What weight of Ca(OH)2 is necessary to prepare 3,500ml of 0.7M of Ca(OH)2 solution?
you want to have 3.5*.7 moles Ca(OH)2
mass needed= .7(3.5)*formulamass Ca(OH2)
To determine the weight of Ca(OH)2 necessary to prepare the given solution, we need to use the formula:
Molarity (M) = moles of solute / volume of solution (L)
First, let's determine the number of moles of Ca(OH)2 needed.
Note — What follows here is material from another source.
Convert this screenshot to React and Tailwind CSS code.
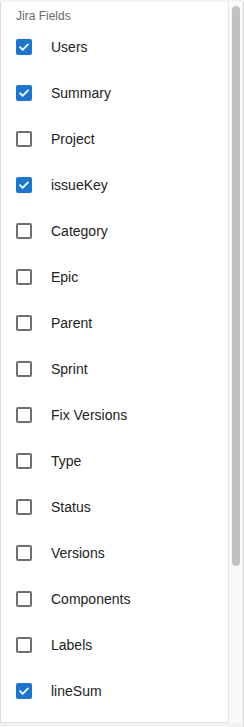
const fields = [
  { name: 'Users', on: true },
  { name: 'Summary', on: true },
  { name: 'Project', on: false },
  { name: 'issueKey', on: true },
  { name: 'Category', on: false },
  { name: 'Epic', on: false },
  { name: 'Parent', on: false },
  { name: 'Sprint', on: false },
  { name: 'Fix Versions', on: false },
  { name: 'Type', on: false },
  { name: 'Status', on: false },
  { name: 'Versions', on: false },
  { name: 'Components', on: false },
  { name: 'Labels', on: false },
  { name: 'lineSum', on: true },
]

function Box({ on }) {
  if (on) {
    return (
      <div className="w-[16px] h-[16px] rounded-[2px] bg-[#1976d2] flex items-center justify-center">
        <svg width="12" height="12" viewBox="0 0 12 12" fill="none">
          <path d="M2 6.2l2.6 2.6L10 3.4" stroke="white" strokeWidth="1.8" strokeLinecap="round" strokeLinejoin="round" />
        </svg>
      </div>
    )
  }
  return <div className="w-[16px] h-[16px] rounded-[2px] border-2 border-[#707070] bg-white" />
}

export default function App() {
  return (
    <div
      className="w-[244px] h-[727px] bg-[#f2f2f2] overflow-hidden pt-[2px] flex"
      style={{ fontFamily: '"Liberation Sans", Arial, sans-serif' }}
    >
      <div className="w-[242px] h-[721px] bg-white border-l border-[#dcdcdc] flex">
        {/* list */}
        <div className="flex-1 flex flex-col border-b border-[#e0e0e0]">
          <div className="pt-[6px] pl-[15px] text-[12px] leading-[16px] text-[#6b6b6b]">Jira Fields</div>
          {fields.map((f) => (
            <div key={f.name} className="h-[46px] flex items-center pl-[15px]">
              <Box on={f.on} />
              <span className="ml-[19px] text-[14px] text-[#222222]">{f.name}</span>
            </div>
          ))}
        </div>
        {/* scrollbar */}
        <div className="w-[14px] bg-[#fafafa] border-l border-[#e6e6e6] pt-[4px] pl-[3px]">
          <div className="w-[8px] h-[560px] rounded-full bg-[#c1c1c1]" />
        </div>
      </div>
      <div className="w-[2px] border-r border-[#d8d8d8]" />
    </div>
  )
}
We rearrange the formula to solve for moles of solute:
moles of solute = Molarity (M) × volume of solution (L)
Molarity (M) = 0.7 M (given)
Volume of solution = 3,500 ml = 3.5 L (since 1 L = 1,000 ml)
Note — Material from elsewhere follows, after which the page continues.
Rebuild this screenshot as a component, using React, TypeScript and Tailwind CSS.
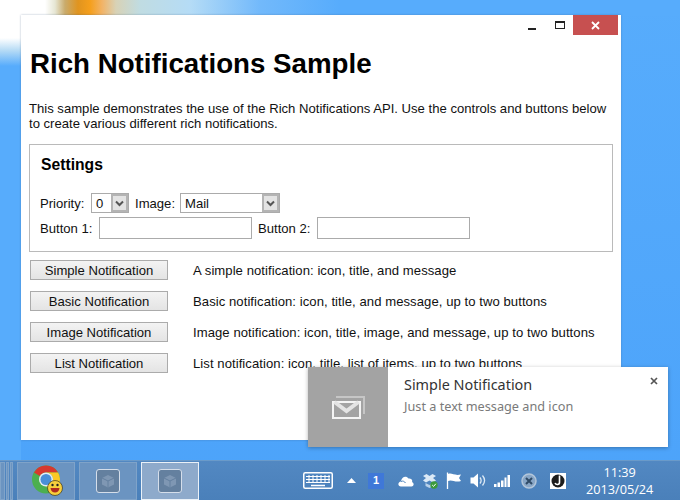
import React from 'react';

const rows = [
  { label: 'Simple Notification', text: 'A simple notification: icon, title, and message' },
  { label: 'Basic Notification', text: 'Basic notification: icon, title, and message, up to two buttons' },
  { label: 'Image Notification', text: 'Image notification: icon, title, image, and message, up to two buttons' },
  { label: 'List Notification', text: 'List notification: icon, title, list of items, up to two buttons' },
];

const Chevron = () => (
  <span className="flex h-full w-[17px] shrink-0 items-center justify-center border-2 border-[#b4b4b4] bg-[#e3e3e3]">
    <svg width="9" height="7" viewBox="0 0 9 7">
      <path d="M1 1.5 L4.5 5 L8 1.5" fill="none" stroke="#555" strokeWidth="2" />
    </svg>
  </span>
);

const AppThumb = ({ active }: { active?: boolean }) => (
  <div className={`ml-[4px] flex h-[38px] w-[58px] items-center justify-center border ${active ? 'border-[#eaf1f8] bg-[#8eaacb]' : 'border-[#7fa3c9] bg-[#6b94c1]'}`}>
    <div className="flex h-[24px] w-[24px] items-center justify-center rounded-[3px] border border-[#d5deea] bg-[#64809f]">
      <svg width="14" height="14" viewBox="0 0 14 14">
        <path d="M7 1 L13 4 V10.5 L7 13.5 L1 10.5 V4 Z" fill="#7f97b3" />
        <path d="M1 4 L7 7 L13 4 M7 7 V13.5" fill="none" stroke="#64809f" strokeWidth="1" />
      </svg>
    </div>
  </div>
);

const ChromeLogo = () => (
  <svg className="ml-[2px]" width="31" height="31" viewBox="0 0 31 31">
    <circle cx="14" cy="14.5" r="14" fill="#4caf50" />
    <path d="M14 .5 A14 14 0 0 1 26.1 7.5 H14 A7 7 0 0 0 7.9 11 L2 7.5 A14 14 0 0 1 14 .5 Z" fill="#d8382e" />
    <path d="M26.1 7.5 A14 14 0 0 1 20 27.1 L14 21.5 A7 7 0 0 0 14 7.5 Z" fill="#fbc926" />
    <circle cx="14" cy="14.5" r="7" fill="#e6edf5" />
    <circle cx="14" cy="14.5" r="5.5" fill="#4a8fd8" />
    <circle cx="23" cy="23" r="7.5" fill="#f7cf3d" stroke="#3a3320" strokeWidth="0.7" />
    <circle cx="20.5" cy="20" r="1.2" fill="#222" />
    <circle cx="25.5" cy="20" r="1.2" fill="#222" />
    <path d="M18.5 23 H27.5 C27 29 19 29 18.5 23 Z" fill="#b02a20" />
  </svg>
);

export default function App() {
  return (
    <div className="relative flex h-[500px] w-[680px] flex-col overflow-hidden bg-gradient-to-b from-[#57acfc] to-[#4ca3fa] font-['Liberation_Sans',Arial,sans-serif]">
      {/* wallpaper */}
      <div className="relative flex-1 bg-[linear-gradient(90deg,#ffffff_0px,#ffffff_45px,#e6e6d4_55px,#c9ab6c_65px,#e0941f_78px,#f59f1c_90px,#f2b366_102px,#d8d2b6_116px,#c0dce2_140px,#b5dcf6_190px,#72b9fb_260px,#57acfc_340px),linear-gradient(180deg,#ffffff_0px,#ffffff_38px,#b8dcf5_50px,#57acfc_66px)] bg-[length:100%_15px,21px_100%] bg-no-repeat">
        {/* app window */}
        <div className="absolute left-[21px] top-[15px] flex h-[425px] w-[600px] flex-col bg-white text-[13.1px] leading-[15px] text-[#111] shadow-[0_0_2px_rgba(60,90,130,0.4)]">
          <div className="flex h-[20px] justify-end pr-[3px]">
            <div className="flex h-[20px] w-[30px] items-end justify-center pb-[5px]">
              <div className="h-[2px] w-[8px] bg-[#222]" />
            </div>
            <div className="flex h-[20px] w-[26px] items-start justify-center pt-[6px]">
              <div className="h-[8px] w-[10px] border border-t-2 border-[#222]" />
            </div>
            <div className="flex h-[20px] w-[45px] items-center justify-center bg-[#c75050]">
              <svg width="9" height="9" viewBox="0 0 9 9">
                <path d="M1 1 L8 8 M8 1 L1 8" stroke="#fff" strokeWidth="1.8" />
              </svg>
            </div>
          </div>

          <div className="px-[8px]">
            <h1 className="mt-[13px] pl-[1px] text-[27.7px] font-bold leading-[32px] text-black">Rich Notifications Sample</h1>
            <p className="mt-[21px] whitespace-nowrap text-[#111]">
              This sample demonstrates the use of the Rich Notifications API. Use the controls and buttons below
              <br />
              to create various different rich notifications.
            </p>

            <div className="mt-[13px] h-[108px] w-[584px] border border-[#bababa] px-[10px]">
              <h2 className="mt-[11px] ml-[1px] text-[15.7px] font-bold leading-[17px] text-black">Settings</h2>
              <div className="mt-[20px] flex h-[20px] items-center whitespace-nowrap">
                <span className="w-[44px]">Priority:</span>
                <div className="ml-[7px] flex h-[20px] w-[38px] items-center border border-[#ababab] pl-[4px]">
                  <span className="flex-1">0</span>
                  <Chevron />
                </div>
                <span className="ml-[6px] w-[38px]">Image:</span>
                <div className="ml-[7px] flex h-[20px] w-[100px] items-center border border-[#ababab] pl-[4px]">
                  <span className="flex-1">Mail</span>
                  <Chevron />
                </div>
              </div>
              <div className="mt-[4px] flex h-[22px] items-center whitespace-nowrap">
                <span className="w-[53px]">Button 1:</span>
                <div className="ml-[6px] h-[22px] w-[153px] border border-[#ababab]" />
                <span className="ml-[6px] w-[53px]">Button 2:</span>
                <div className="ml-[6px] h-[22px] w-[153px] border border-[#ababab]" />
              </div>
            </div>

            <div className="mt-[8px] flex flex-col gap-[11px]">
              {rows.map((r) => (
                <div key={r.label} className="flex h-[20px] items-center">
                  <div className="ml-[1px] flex h-[20px] w-[138px] items-center justify-center border border-[#ababab] bg-gradient-to-b from-[#f3f3f3] to-[#e4e4e4] text-[#111]">
                    {r.label}
                  </div>
                  <span className="ml-[25px] whitespace-nowrap tracking-[0.06px]">{r.text}</span>
                </div>
              ))}
            </div>
          </div>
        </div>

        {/* notification toast */}
        <div className="absolute left-[308px] top-[367px] flex h-[80px] w-[360px] bg-white shadow-[0_1px_4px_rgba(0,0,0,0.3)]">
          <div className="flex h-[80px] w-[80px] shrink-0 items-center justify-center bg-[#a3a3a3]">
            <svg width="33" height="23" viewBox="0 0 33 23">
              <path d="M4 1 H32 V18" fill="none" stroke="#c6c6c6" strokeWidth="2" />
              <path d="M1 6 H28 V22 H1 Z" fill="none" stroke="#f4f4f4" strokeWidth="2" />
              <path d="M2.5 6 L14.5 15 L26.5 6" fill="none" stroke="#e4e4e4" strokeWidth="4" />
            </svg>
          </div>
          <div className="flex-1 pl-[16px] font-['Noto_Sans',sans-serif]">
            <div className="mt-[8px] text-[14.4px] leading-[20px] text-[#333]">Simple Notification</div>
            <div className="mt-[2px] text-[12.7px] leading-[18px] text-[#7a7a7a]">Just a text message and icon</div>
          </div>
          <svg className="mr-[10px] mt-[10px]" width="8" height="8" viewBox="0 0 8 8">
            <path d="M1 1 L7 7 M7 1 L1 7" stroke="#555" strokeWidth="1.7" />
          </svg>
        </div>
      </div>

      {/* taskbar */}
      <div className="flex h-[40px] items-center border-t border-[#6a9ac9] bg-gradient-to-b from-[#5288c2] to-[#4a80ba]">
        <div className="flex h-[38px] gap-[1px]">
          <div className="w-[5px] border border-[#7fa3c9] bg-[#6b94c1]" />
          <div className="w-[3px] border border-[#7fa3c9] bg-[#6b94c1]" />
          <div className="w-[3px] border border-[#7fa3c9] bg-[#6b94c1]" />
        </div>
        <div className="ml-[4px] flex h-[38px] w-[58px] items-center justify-center border border-[#7fa3c9] bg-[#6b94c1]">
          <ChromeLogo />
        </div>
        <AppThumb />
        <AppThumb active />

        <svg className="ml-[104px]" width="30" height="17" viewBox="0 0 30 17">
          <rect x="0.75" y="0.75" width="28.5" height="15.5" rx="1.5" fill="none" stroke="#fff" strokeWidth="1.5" />
          <path d="M3 4.5 H27 M3 7.5 H27 M3 10.5 H27 M6 3 V11 M10 3 V11 M14 3 V11 M18 3 V11 M22 3 V11 M26 3 V11" stroke="#fff" strokeWidth="1" fill="none" />
          <path d="M8 13.5 H22" stroke="#fff" strokeWidth="1.5" />
        </svg>
        <svg className="ml-[14px]" width="9" height="5" viewBox="0 0 9 5">
          <path d="M4.5 0 L9 5 H0 Z" fill="#fff" />
        </svg>
        <div className="ml-[12px] flex h-[16px] w-[16px] items-center justify-center bg-[#3f78d8] text-[11px] font-bold text-white">1</div>
        <svg className="ml-[14px]" width="16" height="12" viewBox="0 0 16 12">
          <path d="M3 11.5 C-0.5 11.5 -0.5 7 3 6.5 C3.5 2 8 0 10.5 3.5 C13 3 15 5 14 7 C16.5 8 16 11.5 13.5 11.5 Z" fill="#fff" />
          <path d="M3 6.5 C5 5.5 6.5 6.5 7.5 8" stroke="#4f85bf" fill="none" />
        </svg>
        <svg className="ml-[8px]" width="16" height="16" viewBox="0 0 16 16">
          <path d="M1 3 L4.5 1 L7.5 3 L10.5 1 L14 3 L11 5 L14 7.5 L11 9.5 L7.5 7.5 L4 9.5 L1 7.5 L4 5 Z" fill="#dbe9f6" />
          <path d="M3.5 10 L7.5 12 L11 10 V13 L7.5 15 L3.5 13 Z" fill="#b8d1ea" />
          <circle cx="12" cy="12" r="3.7" fill="#3b9a3b" />
          <path d="M10.2 12 L11.6 13.4 L13.8 10.8" stroke="#fff" fill="none" />
        </svg>
        <svg className="ml-[8px]" width="16" height="17" viewBox="0 0 16 17">
          <path d="M1.5 0.5 V17" stroke="#fff" strokeWidth="1.3" />
          <path d="M2 2 C6 0.5 8 4 15 2.5 L13 6 L15 9 C9 11 6 7 2 9 Z" fill="#fff" />
        </svg>
        <svg className="ml-[8px]" width="16" height="15" viewBox="0 0 16 15">
          <path d="M0.5 4.5 H3.5 L8 0.5 V14.5 L3.5 10.5 H0.5 Z" fill="#fff" />
          <path d="M10 4.5 C11.5 6.5 11.5 8.5 10 10.5 M12.5 2.5 C15 5.5 15 9.5 12.5 12.5" stroke="#dce9f5" strokeWidth="1.3" fill="none" />
        </svg>
        <svg className="ml-[8px]" width="16" height="12" viewBox="0 0 16 12">
          <path d="M0 9 H2.5 V12 H0 Z M3.5 7.5 H6 V12 H3.5 Z M7 5.5 H9.5 V12 H7 Z M10.5 2.5 H12.5 V12 H10.5 Z M13.5 0 H16 V12 H13.5 Z" fill="#fff" />
        </svg>
        <svg className="ml-[11px]" width="16" height="16" viewBox="0 0 16 16">
          <circle cx="8" cy="8" r="7" fill="#88a6c6" stroke="#b3c6da" strokeWidth="1.5" />
          <path d="M5 5 L11 11 M11 5 L5 11" stroke="#2f4a66" strokeWidth="2" />
        </svg>
        <div className="ml-[13px] flex h-[16px] w-[16px] items-center justify-center bg-white">
          <svg width="14" height="14" viewBox="0 0 14 14">
            <circle cx="7" cy="7" r="6.5" fill="#1c1c1c" />
            <path d="M8.5 1.5 V8.5 C8.5 11 5 11 4 9" stroke="#fff" strokeWidth="1.6" fill="none" />
          </svg>
        </div>
        <div className="ml-[20px] whitespace-nowrap text-center font-['Open_Sans',sans-serif] text-[12.7px] leading-[17px] text-white">
          11:39
          <br />
          2013/05/24
        </div>
      </div>
    </div>
  );
}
Now substitute these values into the formula:
moles of solute = 0.7 M × 3.5 L = 2.45 moles
To calculate the weight of Ca(OH)2, we'll use the molar mass of Ca(OH)2, which is 74.09 g/mol (40.08 g/mol for calcium + 2 * 1.01 g/mol for hydrogen + 16.00 g/mol for oxygen).
weight of Ca(OH)2 = moles of solute × molar mass of Ca(OH)2
= 2.45 moles × 74.09 g/mol
= 181.16 g (rounded to two decimal places)
Therefore, to prepare 3,500 ml of 0.7M Ca(OH)2 solution, you will need 181.16 grams of Ca(OH)2.